Dr. Cofrancesco or Dr. Quijano inserts a long, flexible, lighted tube called a colonoscope, or scope, into the anus and slowly guides it through the rectum and into the colon. The scope inflates the large intestine with carbon dioxide gas to give the doctor a better view. A small camera mounted on the scope transmits a video image from inside the large intestine to a computer screen, allowing the doctors to carefully examine the intestinal lining. Dr. Cofrancesco or Dr. Quijano may move you periodically so the scope can be adjusted for better viewing.

Once the scope has reached the opening to the small intestine, it is slowly withdrawn and the lining of the large intestine is carefully examined again. Bleeding and puncture of the large intestine are possible but uncommon complications of colonoscopy.

Removal of Polyps and Biopsy

Dr. Cofrancesco and Dr. Quijano can remove growths, called polyps, during colonoscopy and later test them in a laboratory for signs of cancer. Polyps are common in adults and are usually harmless. However, most colorectal cancer begins as a polyp, so removing polyps early is an effective way to prevent cancer.

Dr. Cofrancesco and Dr. Quijano can also take samples from abnormal-looking tissues during colonoscopy. The procedure, called a biopsy, allows a pathologist to later look at the tissue with a microscope for signs of disease.

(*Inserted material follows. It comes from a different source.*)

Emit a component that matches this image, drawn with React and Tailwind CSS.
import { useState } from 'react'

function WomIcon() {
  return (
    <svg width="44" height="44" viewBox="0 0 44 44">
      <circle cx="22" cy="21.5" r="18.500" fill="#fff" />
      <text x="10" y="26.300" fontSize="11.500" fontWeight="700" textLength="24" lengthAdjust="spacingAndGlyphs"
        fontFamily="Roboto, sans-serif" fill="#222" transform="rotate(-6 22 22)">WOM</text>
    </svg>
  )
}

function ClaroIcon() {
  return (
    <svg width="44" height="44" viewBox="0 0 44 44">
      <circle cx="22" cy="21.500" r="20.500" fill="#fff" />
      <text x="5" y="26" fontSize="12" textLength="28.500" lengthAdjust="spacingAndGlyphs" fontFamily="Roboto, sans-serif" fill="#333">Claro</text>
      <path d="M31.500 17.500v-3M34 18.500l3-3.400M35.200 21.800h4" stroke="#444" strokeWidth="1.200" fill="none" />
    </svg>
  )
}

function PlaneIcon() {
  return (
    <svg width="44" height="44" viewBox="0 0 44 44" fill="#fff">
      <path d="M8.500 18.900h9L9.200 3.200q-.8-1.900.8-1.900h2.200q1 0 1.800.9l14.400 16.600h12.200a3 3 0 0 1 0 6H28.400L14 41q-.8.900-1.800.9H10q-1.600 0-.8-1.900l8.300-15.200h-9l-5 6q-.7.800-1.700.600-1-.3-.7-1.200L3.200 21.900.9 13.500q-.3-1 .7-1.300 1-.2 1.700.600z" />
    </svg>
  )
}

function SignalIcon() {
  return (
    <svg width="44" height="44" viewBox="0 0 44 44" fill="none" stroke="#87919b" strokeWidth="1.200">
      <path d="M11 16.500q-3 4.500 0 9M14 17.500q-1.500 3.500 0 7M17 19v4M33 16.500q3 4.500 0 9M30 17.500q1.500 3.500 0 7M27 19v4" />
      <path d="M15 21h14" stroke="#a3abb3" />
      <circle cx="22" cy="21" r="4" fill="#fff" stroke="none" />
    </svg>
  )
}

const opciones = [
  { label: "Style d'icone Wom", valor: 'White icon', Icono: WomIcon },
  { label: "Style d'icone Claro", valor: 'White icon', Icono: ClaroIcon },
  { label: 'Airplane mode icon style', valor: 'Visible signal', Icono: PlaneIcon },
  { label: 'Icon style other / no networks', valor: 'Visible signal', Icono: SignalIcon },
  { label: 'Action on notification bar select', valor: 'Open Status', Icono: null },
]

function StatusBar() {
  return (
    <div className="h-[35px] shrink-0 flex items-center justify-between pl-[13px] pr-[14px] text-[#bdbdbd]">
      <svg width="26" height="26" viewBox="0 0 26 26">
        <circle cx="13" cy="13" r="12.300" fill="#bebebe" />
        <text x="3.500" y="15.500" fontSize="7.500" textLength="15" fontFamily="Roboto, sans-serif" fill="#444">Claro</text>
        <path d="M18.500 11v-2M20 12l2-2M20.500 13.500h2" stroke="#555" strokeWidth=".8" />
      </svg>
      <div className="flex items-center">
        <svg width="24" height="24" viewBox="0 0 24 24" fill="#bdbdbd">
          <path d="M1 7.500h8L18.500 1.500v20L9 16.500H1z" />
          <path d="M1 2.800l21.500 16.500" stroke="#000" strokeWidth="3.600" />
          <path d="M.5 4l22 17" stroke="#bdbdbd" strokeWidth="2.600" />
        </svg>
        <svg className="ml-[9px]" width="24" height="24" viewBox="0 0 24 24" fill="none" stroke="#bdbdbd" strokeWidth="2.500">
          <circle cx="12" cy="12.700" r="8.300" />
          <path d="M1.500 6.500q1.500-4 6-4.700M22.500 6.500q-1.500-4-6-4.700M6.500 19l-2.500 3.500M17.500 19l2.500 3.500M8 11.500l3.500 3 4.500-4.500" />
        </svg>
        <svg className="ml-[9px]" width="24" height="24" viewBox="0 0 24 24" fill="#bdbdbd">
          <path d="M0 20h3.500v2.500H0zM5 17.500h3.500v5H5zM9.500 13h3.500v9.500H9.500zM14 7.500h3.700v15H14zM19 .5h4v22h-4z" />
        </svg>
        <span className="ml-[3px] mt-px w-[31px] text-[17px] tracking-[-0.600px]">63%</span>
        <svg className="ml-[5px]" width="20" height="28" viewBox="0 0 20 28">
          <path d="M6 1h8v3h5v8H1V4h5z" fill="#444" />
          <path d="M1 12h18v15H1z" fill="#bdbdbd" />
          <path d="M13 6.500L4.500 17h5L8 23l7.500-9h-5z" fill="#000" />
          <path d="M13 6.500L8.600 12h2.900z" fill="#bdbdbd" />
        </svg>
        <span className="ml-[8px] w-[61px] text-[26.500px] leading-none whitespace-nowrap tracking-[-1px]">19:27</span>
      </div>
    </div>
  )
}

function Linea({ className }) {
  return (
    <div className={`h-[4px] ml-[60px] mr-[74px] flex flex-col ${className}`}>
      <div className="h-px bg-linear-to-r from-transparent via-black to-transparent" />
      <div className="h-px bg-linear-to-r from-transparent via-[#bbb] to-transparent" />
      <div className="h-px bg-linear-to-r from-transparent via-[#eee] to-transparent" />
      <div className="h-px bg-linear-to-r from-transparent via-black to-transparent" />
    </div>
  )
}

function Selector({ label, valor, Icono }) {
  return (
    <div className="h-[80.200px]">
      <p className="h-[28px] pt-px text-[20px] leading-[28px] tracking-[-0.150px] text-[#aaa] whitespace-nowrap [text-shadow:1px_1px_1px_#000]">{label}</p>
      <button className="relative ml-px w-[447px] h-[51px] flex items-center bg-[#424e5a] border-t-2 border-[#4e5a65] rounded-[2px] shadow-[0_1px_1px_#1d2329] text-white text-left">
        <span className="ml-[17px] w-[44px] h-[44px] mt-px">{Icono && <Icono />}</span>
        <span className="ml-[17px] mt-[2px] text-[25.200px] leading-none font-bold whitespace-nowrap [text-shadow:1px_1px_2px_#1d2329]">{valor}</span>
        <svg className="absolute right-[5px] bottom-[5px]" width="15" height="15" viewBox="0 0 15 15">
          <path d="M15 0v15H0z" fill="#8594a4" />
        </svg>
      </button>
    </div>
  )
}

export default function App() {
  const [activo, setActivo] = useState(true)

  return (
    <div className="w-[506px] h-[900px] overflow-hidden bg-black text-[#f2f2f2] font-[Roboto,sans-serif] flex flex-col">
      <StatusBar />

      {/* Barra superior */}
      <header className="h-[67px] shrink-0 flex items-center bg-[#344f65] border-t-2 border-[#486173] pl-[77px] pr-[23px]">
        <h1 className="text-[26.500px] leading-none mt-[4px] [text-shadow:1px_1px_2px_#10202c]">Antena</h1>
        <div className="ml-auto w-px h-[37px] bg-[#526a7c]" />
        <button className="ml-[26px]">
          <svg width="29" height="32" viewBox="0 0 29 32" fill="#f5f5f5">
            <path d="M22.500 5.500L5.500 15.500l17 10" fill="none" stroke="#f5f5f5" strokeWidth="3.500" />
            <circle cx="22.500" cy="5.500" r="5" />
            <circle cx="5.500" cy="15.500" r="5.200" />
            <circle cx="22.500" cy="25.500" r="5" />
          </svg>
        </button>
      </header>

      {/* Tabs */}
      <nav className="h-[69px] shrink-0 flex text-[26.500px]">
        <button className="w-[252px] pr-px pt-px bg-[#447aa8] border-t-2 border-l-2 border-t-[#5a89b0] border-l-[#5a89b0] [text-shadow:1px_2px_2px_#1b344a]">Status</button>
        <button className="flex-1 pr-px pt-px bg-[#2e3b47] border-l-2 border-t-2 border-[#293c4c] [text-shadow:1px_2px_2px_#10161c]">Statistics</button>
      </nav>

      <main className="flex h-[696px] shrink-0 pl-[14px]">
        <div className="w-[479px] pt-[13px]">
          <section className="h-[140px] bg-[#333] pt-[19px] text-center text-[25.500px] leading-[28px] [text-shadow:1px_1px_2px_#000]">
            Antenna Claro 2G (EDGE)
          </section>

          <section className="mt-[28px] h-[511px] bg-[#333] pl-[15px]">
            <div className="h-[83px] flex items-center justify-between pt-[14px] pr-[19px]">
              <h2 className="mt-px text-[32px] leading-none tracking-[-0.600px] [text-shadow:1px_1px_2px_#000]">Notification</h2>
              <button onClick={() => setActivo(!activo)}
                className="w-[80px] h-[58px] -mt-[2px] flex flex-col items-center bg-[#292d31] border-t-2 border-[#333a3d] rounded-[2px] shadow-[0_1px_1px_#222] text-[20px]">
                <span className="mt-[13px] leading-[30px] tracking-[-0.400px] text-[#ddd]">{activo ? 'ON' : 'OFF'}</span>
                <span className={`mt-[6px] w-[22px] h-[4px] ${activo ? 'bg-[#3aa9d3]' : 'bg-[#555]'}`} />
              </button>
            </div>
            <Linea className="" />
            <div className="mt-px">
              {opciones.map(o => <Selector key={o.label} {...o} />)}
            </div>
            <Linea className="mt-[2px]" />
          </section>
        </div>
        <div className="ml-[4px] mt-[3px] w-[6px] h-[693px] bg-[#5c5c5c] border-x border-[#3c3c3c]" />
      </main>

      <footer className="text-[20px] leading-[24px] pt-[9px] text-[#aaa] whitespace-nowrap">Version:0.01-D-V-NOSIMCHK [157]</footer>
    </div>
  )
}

Dr. Cofrancesco and Dr. Quijano remove polyps and takes biopsy tissue using tiny tools passed through the scope. If bleeding occurs, Dr. Cofrancesco or Dr. Quijano can usually stop it with an electrical probe or special medications passed through the scope. Tissue removal and the treatments to stop bleeding are usually painless.

Recovery

Colonoscopy usually takes 15 minutes. Cramping or bloating may occur during the first hour after the procedure. The sedative takes time to completely wear off. You may need to remain at the hospital clinic for 30 minutes after the procedure. Full recovery is expected by the next day. Discharge instructions should be carefully read and followed.

If you develop any of these rare side effects, you should contact Dr. Cofrancesco or Dr. Quijano immediately:

  • severe abdominal pain
  • fever
  • bloody bowel movements
  • dizziness
  • weakness

At what age should routine colonoscopy begin?

Routine colonoscopy to look for early signs of cancer should begin at age 50 for most people—earlier if there is a family history of colorectal cancer, a personal history of inflammatory bowel disease, or other risk factors. Dr. Cofrancesco or Dr. Quijano can advise you about how often to get a colonoscopy.

Points to Remember

  • Colonoscopy is a procedure used to see inside the colon and rectum.
  • All solids must be emptied from the gastrointestinal tract by following a clear liquid diet for 1 to 3 days before colonoscopy.
  • During colonoscopy, a sedative, and possibly pain medication, keep patients unconscious.
  • Dr. Cofrancesco and Dr. Quijano can remove polyps and biopsy abnormal-looking tissues during colonoscopy.
  • Driving is not recommended for the rest of the day after the procedure.